[start of Entries]

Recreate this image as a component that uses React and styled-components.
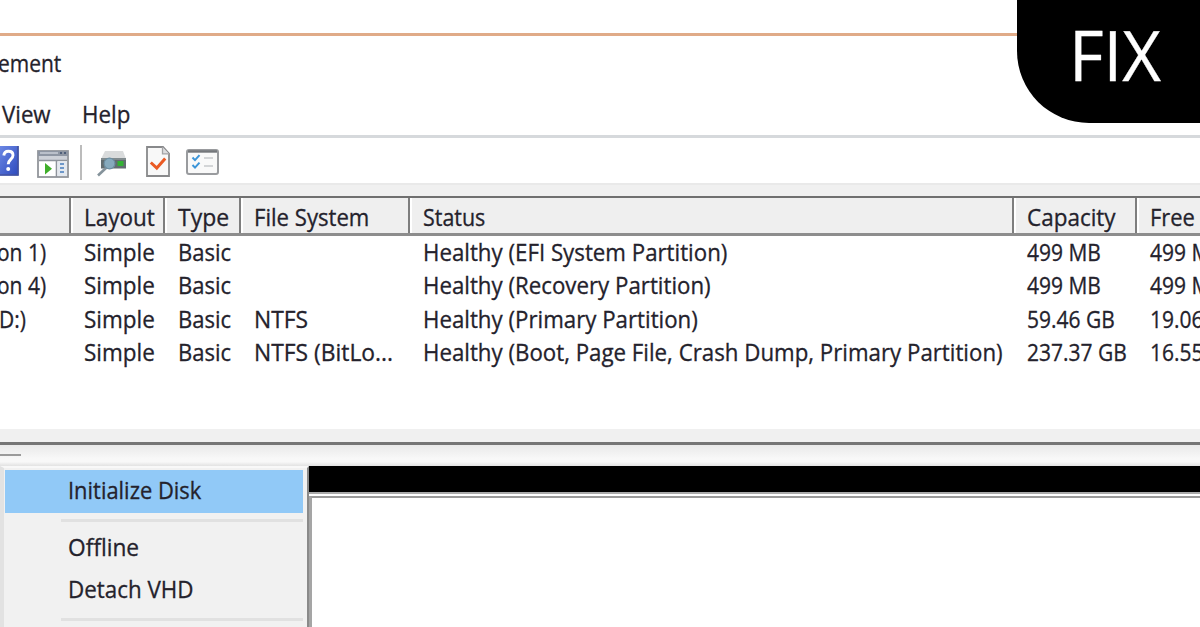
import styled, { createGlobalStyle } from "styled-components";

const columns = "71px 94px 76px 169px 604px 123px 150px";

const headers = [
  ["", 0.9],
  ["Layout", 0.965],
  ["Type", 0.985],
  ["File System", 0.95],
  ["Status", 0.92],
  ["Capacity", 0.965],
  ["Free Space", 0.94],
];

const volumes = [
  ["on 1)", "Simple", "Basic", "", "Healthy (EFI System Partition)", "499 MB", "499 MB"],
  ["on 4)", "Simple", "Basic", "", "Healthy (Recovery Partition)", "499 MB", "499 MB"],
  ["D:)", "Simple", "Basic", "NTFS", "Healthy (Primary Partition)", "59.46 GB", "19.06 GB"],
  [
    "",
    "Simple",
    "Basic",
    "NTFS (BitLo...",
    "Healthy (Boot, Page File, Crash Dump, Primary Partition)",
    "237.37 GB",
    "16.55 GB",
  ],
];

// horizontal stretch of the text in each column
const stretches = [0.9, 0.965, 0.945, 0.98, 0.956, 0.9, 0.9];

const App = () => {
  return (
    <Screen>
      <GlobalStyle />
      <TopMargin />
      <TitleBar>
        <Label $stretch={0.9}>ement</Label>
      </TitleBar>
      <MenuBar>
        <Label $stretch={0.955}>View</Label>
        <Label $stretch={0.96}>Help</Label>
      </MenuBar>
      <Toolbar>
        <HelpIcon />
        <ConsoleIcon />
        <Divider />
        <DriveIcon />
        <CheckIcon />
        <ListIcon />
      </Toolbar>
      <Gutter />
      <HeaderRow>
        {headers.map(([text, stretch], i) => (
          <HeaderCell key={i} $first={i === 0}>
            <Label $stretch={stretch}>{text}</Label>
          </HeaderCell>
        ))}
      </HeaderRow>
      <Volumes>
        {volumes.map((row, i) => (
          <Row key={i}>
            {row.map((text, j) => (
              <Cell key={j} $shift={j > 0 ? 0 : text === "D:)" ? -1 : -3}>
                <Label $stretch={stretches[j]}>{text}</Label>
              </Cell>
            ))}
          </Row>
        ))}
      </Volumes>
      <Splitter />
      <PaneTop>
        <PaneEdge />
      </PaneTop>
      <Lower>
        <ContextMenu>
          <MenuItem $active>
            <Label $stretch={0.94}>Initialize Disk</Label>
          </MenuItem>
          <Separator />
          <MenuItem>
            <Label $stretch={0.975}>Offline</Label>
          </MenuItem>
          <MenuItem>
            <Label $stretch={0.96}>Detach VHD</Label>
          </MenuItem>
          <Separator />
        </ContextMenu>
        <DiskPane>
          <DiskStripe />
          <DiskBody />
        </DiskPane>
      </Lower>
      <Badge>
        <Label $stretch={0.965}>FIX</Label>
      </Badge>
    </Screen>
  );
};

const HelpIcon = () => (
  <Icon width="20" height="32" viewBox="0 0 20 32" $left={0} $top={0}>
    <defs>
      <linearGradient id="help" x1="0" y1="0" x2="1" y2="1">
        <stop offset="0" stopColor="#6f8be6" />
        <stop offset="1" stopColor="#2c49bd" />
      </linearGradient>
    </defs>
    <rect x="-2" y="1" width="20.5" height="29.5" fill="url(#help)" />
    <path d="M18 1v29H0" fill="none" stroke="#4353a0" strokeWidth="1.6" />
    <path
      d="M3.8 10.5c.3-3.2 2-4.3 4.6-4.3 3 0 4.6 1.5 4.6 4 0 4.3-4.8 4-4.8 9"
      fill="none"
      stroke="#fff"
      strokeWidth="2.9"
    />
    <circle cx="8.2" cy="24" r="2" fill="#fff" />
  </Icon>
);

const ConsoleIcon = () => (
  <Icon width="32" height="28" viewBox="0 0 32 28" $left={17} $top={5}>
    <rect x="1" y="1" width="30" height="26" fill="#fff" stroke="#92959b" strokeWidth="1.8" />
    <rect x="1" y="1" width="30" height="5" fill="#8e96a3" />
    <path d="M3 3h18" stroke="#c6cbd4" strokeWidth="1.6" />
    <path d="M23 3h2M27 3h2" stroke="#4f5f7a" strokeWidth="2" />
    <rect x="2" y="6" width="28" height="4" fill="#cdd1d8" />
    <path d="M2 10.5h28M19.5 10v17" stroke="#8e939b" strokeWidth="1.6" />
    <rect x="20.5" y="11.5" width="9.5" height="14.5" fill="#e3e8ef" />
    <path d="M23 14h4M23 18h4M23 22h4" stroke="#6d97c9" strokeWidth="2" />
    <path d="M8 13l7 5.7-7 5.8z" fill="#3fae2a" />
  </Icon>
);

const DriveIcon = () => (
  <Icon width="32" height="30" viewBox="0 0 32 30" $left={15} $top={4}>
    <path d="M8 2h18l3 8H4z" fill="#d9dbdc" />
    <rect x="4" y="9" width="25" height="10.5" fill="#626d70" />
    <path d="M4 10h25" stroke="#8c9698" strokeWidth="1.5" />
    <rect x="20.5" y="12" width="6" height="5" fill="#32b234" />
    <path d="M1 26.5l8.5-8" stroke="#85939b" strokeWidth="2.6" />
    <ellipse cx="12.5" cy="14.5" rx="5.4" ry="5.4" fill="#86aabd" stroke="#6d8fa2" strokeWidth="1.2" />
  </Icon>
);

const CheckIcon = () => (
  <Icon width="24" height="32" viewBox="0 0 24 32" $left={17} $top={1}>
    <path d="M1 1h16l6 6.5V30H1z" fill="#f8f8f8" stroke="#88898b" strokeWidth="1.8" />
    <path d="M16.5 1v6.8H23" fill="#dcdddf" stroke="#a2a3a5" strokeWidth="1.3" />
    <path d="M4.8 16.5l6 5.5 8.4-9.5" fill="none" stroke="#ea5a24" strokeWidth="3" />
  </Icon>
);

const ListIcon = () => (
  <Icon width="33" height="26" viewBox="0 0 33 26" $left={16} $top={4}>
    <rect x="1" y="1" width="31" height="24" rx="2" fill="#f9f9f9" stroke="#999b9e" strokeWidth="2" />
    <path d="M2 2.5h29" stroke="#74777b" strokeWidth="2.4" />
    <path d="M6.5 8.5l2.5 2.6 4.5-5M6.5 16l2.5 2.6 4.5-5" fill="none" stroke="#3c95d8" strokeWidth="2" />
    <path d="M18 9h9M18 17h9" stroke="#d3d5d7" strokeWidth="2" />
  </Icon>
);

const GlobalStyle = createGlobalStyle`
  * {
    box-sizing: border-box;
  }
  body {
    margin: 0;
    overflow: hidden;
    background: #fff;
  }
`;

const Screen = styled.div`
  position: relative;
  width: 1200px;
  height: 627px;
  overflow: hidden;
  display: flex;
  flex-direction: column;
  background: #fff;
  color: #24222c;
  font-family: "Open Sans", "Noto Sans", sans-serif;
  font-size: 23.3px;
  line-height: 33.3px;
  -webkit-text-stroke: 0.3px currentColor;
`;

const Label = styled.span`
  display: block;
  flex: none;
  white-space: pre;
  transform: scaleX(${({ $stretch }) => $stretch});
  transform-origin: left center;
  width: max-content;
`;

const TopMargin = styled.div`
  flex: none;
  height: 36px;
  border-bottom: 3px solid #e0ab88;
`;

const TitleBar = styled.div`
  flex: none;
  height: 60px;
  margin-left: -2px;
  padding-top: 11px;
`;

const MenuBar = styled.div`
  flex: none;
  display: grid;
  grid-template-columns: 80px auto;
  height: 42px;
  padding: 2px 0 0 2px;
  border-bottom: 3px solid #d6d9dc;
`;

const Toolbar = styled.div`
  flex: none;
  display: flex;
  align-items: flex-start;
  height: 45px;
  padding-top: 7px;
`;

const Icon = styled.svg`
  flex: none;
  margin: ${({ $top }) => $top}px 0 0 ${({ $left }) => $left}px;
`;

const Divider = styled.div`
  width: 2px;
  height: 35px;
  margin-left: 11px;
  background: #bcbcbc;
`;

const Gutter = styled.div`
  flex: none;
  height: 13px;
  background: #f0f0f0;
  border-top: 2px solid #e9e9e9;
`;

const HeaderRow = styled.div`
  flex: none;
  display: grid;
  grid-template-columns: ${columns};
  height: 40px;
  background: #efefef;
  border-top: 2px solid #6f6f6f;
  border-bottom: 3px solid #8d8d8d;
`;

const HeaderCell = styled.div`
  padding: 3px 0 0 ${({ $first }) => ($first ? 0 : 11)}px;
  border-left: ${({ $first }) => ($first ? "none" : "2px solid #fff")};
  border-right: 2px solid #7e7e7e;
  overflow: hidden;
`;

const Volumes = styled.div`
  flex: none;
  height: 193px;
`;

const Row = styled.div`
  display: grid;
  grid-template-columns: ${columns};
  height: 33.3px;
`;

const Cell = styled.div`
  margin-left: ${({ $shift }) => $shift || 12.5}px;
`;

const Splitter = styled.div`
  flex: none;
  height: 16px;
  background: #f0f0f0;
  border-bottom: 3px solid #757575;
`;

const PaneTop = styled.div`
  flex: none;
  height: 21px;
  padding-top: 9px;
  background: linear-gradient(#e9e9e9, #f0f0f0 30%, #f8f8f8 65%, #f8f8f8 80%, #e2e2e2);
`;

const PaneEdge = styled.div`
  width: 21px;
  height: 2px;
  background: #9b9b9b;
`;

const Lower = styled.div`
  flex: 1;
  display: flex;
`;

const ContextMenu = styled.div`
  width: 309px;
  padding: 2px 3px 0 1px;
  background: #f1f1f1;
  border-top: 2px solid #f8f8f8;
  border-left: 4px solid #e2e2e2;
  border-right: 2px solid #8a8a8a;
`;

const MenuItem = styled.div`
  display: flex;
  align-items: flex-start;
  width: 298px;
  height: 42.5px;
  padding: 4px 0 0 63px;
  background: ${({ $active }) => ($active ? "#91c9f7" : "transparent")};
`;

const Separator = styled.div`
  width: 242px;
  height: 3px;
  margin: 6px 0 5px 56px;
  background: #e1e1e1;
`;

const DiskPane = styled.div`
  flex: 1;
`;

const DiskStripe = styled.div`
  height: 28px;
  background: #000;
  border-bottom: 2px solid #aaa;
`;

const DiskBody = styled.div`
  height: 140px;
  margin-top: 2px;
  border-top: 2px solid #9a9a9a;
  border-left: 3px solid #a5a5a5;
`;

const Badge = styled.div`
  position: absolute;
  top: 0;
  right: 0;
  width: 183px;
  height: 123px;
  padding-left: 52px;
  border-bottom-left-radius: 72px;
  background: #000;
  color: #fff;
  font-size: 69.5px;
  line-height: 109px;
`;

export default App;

[end of Entries]
[start of Entries]

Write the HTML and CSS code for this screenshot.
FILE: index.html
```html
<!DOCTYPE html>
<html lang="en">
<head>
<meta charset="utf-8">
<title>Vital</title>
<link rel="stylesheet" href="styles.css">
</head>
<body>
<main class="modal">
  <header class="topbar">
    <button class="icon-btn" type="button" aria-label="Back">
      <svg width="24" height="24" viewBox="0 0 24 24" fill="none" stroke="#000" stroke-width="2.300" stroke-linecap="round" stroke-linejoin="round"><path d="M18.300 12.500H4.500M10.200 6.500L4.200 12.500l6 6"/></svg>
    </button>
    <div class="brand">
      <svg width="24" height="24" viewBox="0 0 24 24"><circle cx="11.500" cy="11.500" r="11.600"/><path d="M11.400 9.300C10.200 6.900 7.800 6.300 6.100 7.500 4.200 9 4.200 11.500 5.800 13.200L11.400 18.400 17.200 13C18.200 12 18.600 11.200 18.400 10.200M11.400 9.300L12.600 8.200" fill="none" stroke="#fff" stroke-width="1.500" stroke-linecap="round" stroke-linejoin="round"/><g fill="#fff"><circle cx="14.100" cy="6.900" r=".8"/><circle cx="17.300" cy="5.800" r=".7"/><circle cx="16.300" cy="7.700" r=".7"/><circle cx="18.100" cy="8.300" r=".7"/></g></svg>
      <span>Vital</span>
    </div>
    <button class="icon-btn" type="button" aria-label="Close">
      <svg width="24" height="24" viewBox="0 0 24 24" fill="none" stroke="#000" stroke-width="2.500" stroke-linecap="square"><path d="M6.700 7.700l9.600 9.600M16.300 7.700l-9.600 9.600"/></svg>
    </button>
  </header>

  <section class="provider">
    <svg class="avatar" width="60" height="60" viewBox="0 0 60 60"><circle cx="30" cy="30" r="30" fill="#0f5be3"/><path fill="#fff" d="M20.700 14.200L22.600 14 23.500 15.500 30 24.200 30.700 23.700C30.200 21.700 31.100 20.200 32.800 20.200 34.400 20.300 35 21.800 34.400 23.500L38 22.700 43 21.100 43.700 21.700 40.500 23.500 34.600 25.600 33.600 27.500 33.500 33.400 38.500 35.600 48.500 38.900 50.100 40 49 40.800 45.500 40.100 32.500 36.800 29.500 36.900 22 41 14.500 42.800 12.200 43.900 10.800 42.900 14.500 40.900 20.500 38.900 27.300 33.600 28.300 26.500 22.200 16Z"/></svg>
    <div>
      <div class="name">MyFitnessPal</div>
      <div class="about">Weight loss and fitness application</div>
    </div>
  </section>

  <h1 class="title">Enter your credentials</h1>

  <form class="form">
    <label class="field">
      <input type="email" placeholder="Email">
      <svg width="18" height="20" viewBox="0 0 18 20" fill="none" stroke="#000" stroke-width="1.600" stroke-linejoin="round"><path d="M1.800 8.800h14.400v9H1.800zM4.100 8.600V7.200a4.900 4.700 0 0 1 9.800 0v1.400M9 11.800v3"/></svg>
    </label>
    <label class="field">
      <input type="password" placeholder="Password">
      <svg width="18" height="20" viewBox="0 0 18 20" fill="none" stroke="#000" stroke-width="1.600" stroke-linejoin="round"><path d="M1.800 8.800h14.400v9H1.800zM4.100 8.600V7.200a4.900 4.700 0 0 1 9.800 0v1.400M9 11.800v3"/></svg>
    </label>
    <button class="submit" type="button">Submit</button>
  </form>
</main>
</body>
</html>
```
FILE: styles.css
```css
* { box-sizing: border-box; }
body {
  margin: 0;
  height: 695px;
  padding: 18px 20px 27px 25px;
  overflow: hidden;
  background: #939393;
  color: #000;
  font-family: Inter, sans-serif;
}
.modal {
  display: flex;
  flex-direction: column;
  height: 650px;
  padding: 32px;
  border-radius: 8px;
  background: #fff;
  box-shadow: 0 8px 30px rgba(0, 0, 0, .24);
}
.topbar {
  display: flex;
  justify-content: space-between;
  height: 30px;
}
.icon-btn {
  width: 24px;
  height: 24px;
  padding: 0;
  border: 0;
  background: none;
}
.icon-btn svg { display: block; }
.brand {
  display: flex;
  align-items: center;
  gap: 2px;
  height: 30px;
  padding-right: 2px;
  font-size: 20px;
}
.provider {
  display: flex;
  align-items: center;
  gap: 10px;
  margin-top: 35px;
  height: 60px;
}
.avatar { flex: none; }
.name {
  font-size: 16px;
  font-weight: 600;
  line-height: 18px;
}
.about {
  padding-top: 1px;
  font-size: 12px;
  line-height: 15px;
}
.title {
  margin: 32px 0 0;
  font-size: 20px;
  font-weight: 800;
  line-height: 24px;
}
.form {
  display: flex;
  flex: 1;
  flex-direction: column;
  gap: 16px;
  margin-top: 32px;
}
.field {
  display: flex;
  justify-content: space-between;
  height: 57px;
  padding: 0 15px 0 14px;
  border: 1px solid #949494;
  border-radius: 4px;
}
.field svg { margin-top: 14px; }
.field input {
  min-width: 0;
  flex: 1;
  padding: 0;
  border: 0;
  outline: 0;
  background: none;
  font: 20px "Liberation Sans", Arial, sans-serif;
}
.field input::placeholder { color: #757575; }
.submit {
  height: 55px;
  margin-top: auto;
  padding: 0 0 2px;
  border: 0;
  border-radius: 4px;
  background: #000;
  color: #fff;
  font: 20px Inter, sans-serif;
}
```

[end of Entries]

> **What the task requires**: Repeat, with no pictures, exactly the lines from the one containing "Recreate this image" through the one containing "const stretches = [0.9, 0.965, 0.945, 0.98, 0.956, 0.9, 0.9];", the first and last included.

> **Exercise response**:
Recreate this image as a component that uses React and styled-components.
import styled, { createGlobalStyle } from "styled-components";

const columns = "71px 94px 76px 169px 604px 123px 150px";

const headers = [
  ["", 0.9],
  ["Layout", 0.965],
  ["Type", 0.985],
  ["File System", 0.95],
  ["Status", 0.92],
  ["Capacity", 0.965],
  ["Free Space", 0.94],
];

const volumes = [
  ["on 1)", "Simple", "Basic", "", "Healthy (EFI System Partition)", "499 MB", "499 MB"],
  ["on 4)", "Simple", "Basic", "", "Healthy (Recovery Partition)", "499 MB", "499 MB"],
  ["D:)", "Simple", "Basic", "NTFS", "Healthy (Primary Partition)", "59.46 GB", "19.06 GB"],
  [
    "",
    "Simple",
    "Basic",
    "NTFS (BitLo...",
    "Healthy (Boot, Page File, Crash Dump, Primary Partition)",
    "237.37 GB",
    "16.55 GB",
  ],
];

// horizontal stretch of the text in each column
const stretches = [0.9, 0.965, 0.945, 0.98, 0.956, 0.9, 0.9];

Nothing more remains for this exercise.